What the task asks —
Every line with the string "full" should be gathered.

Supplied material —
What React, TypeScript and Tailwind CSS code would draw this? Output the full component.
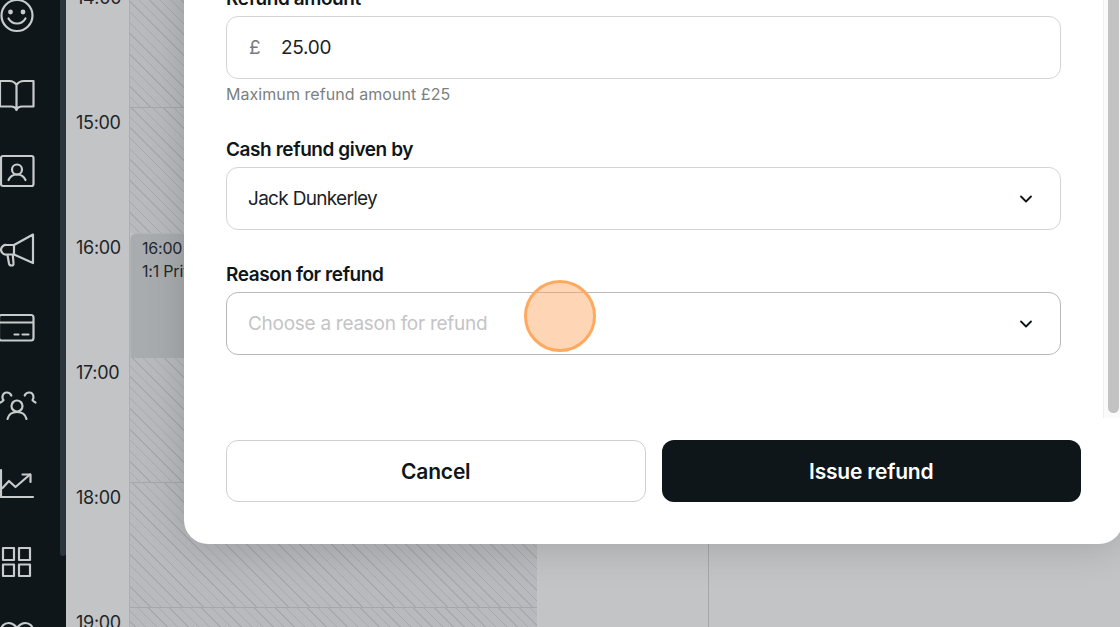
import { ChevronDown } from 'lucide-react'
import type { ReactNode } from 'react'

const font = "font-['Inter','Noto_Sans',sans-serif]"
const hatch =
  'bg-[#b9babd] bg-[repeating-linear-gradient(45deg,transparent_0,transparent_6.500px,#a8a9ad_6.500px,#a8a9ad_7.500px)]'

function NavIcon({ children }: { children: ReactNode }) {
  return (
    <div className="flex h-[78px] shrink-0 items-center">
      <svg
        width="38"
        height="36"
        viewBox="0 0 38 36"
        fill="none"
        stroke="#c8cbcb"
        strokeWidth="2.2"
        strokeLinecap="round"
        strokeLinejoin="round"
      >
        {children}
      </svg>
    </div>
  )
}

function Sidebar() {
  return (
    <div className="flex w-[66px] shrink-0 bg-[#0e161a]">
      <div className="-mt-[24px] flex w-[60px] flex-col">
        <NavIcon>
          <circle cx="17" cy="18.5" r="15.5" />
          <circle cx="10.5" cy="15" r="1.3" fill="#c8cbcb" />
          <circle cx="23" cy="15" r="1.3" fill="#c8cbcb" />
          <path d="M8.5 21.5c2 3.5 5 5 8.500 5s6.500-1.500 8.500-5" />
        </NavIcon>
        <NavIcon>
          <path d="M16.500 32V10c-1.500-2.500-4-4-7-4H0v25.500h11c2.500 0 4.500 1 5.500 3.500 1-2.500 3-3.500 5.500-3.500h11.500V6H24c-3 0-6 1.500-7.500 4" />
        </NavIcon>
        <NavIcon>
          <rect x="1" y="3" width="32.500" height="30" rx="2" />
          <circle cx="17" cy="16.500" r="5" />
          <path d="M8.500 27c1.500-3.500 4.500-5.500 8.500-5.500s7 2 8.500 5.500" />
        </NavIcon>
        <NavIcon>
          <path d="M33 3.500 14 14H6.500a5 5 0 0 0-5.500 4.500A5 5 0 0 0 6.500 23.500H14L33 32Z" />
          <path d="M14 14v9.500" />
          <path d="m7.500 24 1.500 8.500c.3 1.500 1 2 2.500 2s2.300-.8 2-2.300L12.800 24" />
        </NavIcon>
        <NavIcon>
          <rect x="-1" y="6" width="34.500" height="25.500" rx="2.500" />
          <path d="M0 13.500h33" />
          <path d="M14.500 25.500h4M22.500 25.500h6" />
        </NavIcon>
        <NavIcon>
          <circle cx="17" cy="19" r="5.500" />
          <path d="M7.500 32c1-4.500 4.500-7 9.500-7s8.500 2.500 9.500 7" />
          <path d="M0.500 15.500c1.500-.800 2.500-1.500 3-2.300-2-2.500-1-7.500 3-7.700 2.500-.1 4 1 4.800 3" />
          <path d="M35.500 15.500c-1.500-.800-2.500-1.500-3-2.300 2-2.500 1-7.500-3-7.700-2.500-.1-4 1-4.800 3" />
        </NavIcon>
        <NavIcon>
          <path d="M1 5v27h32" />
          <path d="m2.500 23 6.500-7 6.500 6L30 9.500" />
          <path d="M22.500 9.500H30.500V17" />
        </NavIcon>
        <NavIcon>
          <rect x="3" y="5" width="11" height="12" />
          <rect x="19" y="5" width="11" height="12" />
          <rect x="3" y="21.500" width="11" height="11.500" />
          <rect x="19" y="21.500" width="11" height="11.500" />
        </NavIcon>
        <NavIcon>
          <path d="M17 7C14.500 3.500 11.500 2 8.500 2 4 2 1 5.500 1 10c0 8 9 15 16 21 7-6 16-13 16-21 0-4.500-3-8-7.500-8-3 0-6 1.500-8.500 5Z" />
        </NavIcon>
      </div>
      <div className="h-[556px] w-[6px] rounded-b-[3px] bg-[#2a343c]" />
    </div>
  )
}

function TimeColumn() {
  const hours = ['14:00', '15:00', '16:00', '17:00', '18:00', '19:00']
  return (
    <div className="-mt-[18px] flex h-[660px] w-[64px] shrink-0 flex-col self-start border-r border-[#adaeb1] bg-[#c3c4c6]">
      {hours.map(h => (
        <div key={h} className="h-[125px] shrink-0">
          <div className="pl-[10px] pt-[4px] text-[18px] leading-[24px] tracking-[-0.3px] text-[#1d2428]">{h}</div>
        </div>
      ))}
    </div>
  )
}

function HatchColumn() {
  return (
    <div className="-mt-[18px] flex h-[660px] w-[407px] shrink-0 flex-col self-start">
      <div className={`h-[126px] shrink-0 border-b border-[#a6a7aa] ${hatch}`} />
      <div className={`h-[125px] shrink-0 ${hatch}`} />
      <div className="h-[125px] shrink-0 rounded-tl-[6px] border-l border-t border-[#b4b5b8] bg-[#a9acaf] pl-[11px] pt-[3px] text-[16px] leading-[23px] tracking-[-0.2px] text-[#23292d]">
        <div>16:00</div>
        <div>1:1 Private</div>
      </div>
      <div className={`h-[125px] shrink-0 border-b border-[#a6a7aa] ${hatch}`} />
      <div className={`h-[125px] shrink-0 border-b border-[#a6a7aa] ${hatch}`} />
      <div className={`h-[34px] shrink-0 ${hatch}`} />
    </div>
  )
}

function Field({ label, children }: { label: string; children: ReactNode }) {
  return (
    <div>
      <div className="pt-[1px] text-[19px] font-semibold leading-[24px] tracking-[-0.42px] text-[#0e161a]">{label}</div>
      {children}
    </div>
  )
}

function SelectBox({ value, placeholder, dark }: { value: string; placeholder?: boolean; dark?: boolean }) {
  return (
    <div
      className={`mt-[5px] flex h-[63px] items-center justify-between rounded-[12px] border bg-white pl-[21px] pr-[24px] text-[19px] ${
        dark ? 'border-[#b8b8b8]' : 'border-[#d4d4d4]'
      } ${placeholder ? 'tracking-[-0.28px] text-[#c4c4c4]' : 'tracking-[-0.7px] text-[#1a2226]'}`}
    >
      <span className="pt-[1px]">{value}</span>
      <ChevronDown size={20} strokeWidth={2.2} color="#0e161a" />
    </div>
  )
}

function RefundModal() {
  return (
    <div className="absolute left-[184px] right-[-3px] top-[-60px] flex h-[604px] flex-col rounded-[24px] bg-white shadow-[0_4px_40px_rgba(0,0,0,0.16)]">
      <div className="mr-[3px] flex h-[478px] overflow-hidden">
        <div className="flex-1 pl-[42px] pr-[42px] pt-[46px]">
          <Field label="Refund amount">
            <div className="mt-[5px] flex h-[63px] items-center rounded-[12px] border border-[#d4d4d4] bg-white pl-[22px] text-[19px] tracking-[-0.3px] text-[#1a2226]">
              <span className="w-[32px] pt-[1px] text-[#77797b]">£</span>
              <span className="pt-[1px]">25.00</span>
            </div>
          </Field>
          <div className="mt-[3px] h-[24px] text-[16px] leading-[24px] tracking-[0.06px] text-[#7c7f81]">
            Maximum refund amount £25
          </div>
          <div className="mt-[31px]">
            <Field label="Cash refund given by">
              <SelectBox value="Jack Dunkerley" />
            </Field>
          </div>
          <div className="mt-[32px]">
            <Field label="Reason for refund">
              <SelectBox value="Choose a reason for refund" placeholder dark />
            </Field>
          </div>
        </div>
        <div className="w-[17px] shrink-0 border-l border-[#efefef] bg-[#fafafa] pl-[4px] pr-[1px]">
          <div className="h-[473px] rounded-b-[6px] bg-[#c2c2c2]" />
        </div>
      </div>
      <div className="grid grid-cols-2 gap-[16px] px-[42px] pt-[22px]">
        <button className="h-[62px] rounded-[12px] border border-[#d0d0d0] bg-white pt-[1px] text-[21px] font-semibold tracking-[-0.2px] text-[#0e161a]">
          Cancel
        </button>
        <button className="h-[62px] rounded-[12px] bg-[#0e161a] pt-[1px] text-[21px] font-semibold tracking-[-0.2px] text-white">
          Issue refund
        </button>
      </div>
    </div>
  )
}

export default function App() {
  return (
    <div className={`relative flex h-[627px] w-[1120px] overflow-hidden bg-[#c3c4c6] ${font}`}>
      <Sidebar />
      <TimeColumn />
      <HatchColumn />
      <div className="w-[172px] shrink-0 border-r border-[#a6a7aa]" />
      <div className="flex-1" />
      <RefundModal />
      <div className="absolute left-[524px] top-[280px] h-[72px] w-[72px] rounded-full border-[3px] border-[#ffa95e] bg-[#ffa35a]/45" />
    </div>
  )
}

Task solution —
What React, TypeScript and Tailwind CSS code would draw this? Output the full component.
      <div className="absolute left-[524px] top-[280px] h-[72px] w-[72px] rounded-full border-[3px] border-[#ffa95e] bg-[#ffa35a]/45" />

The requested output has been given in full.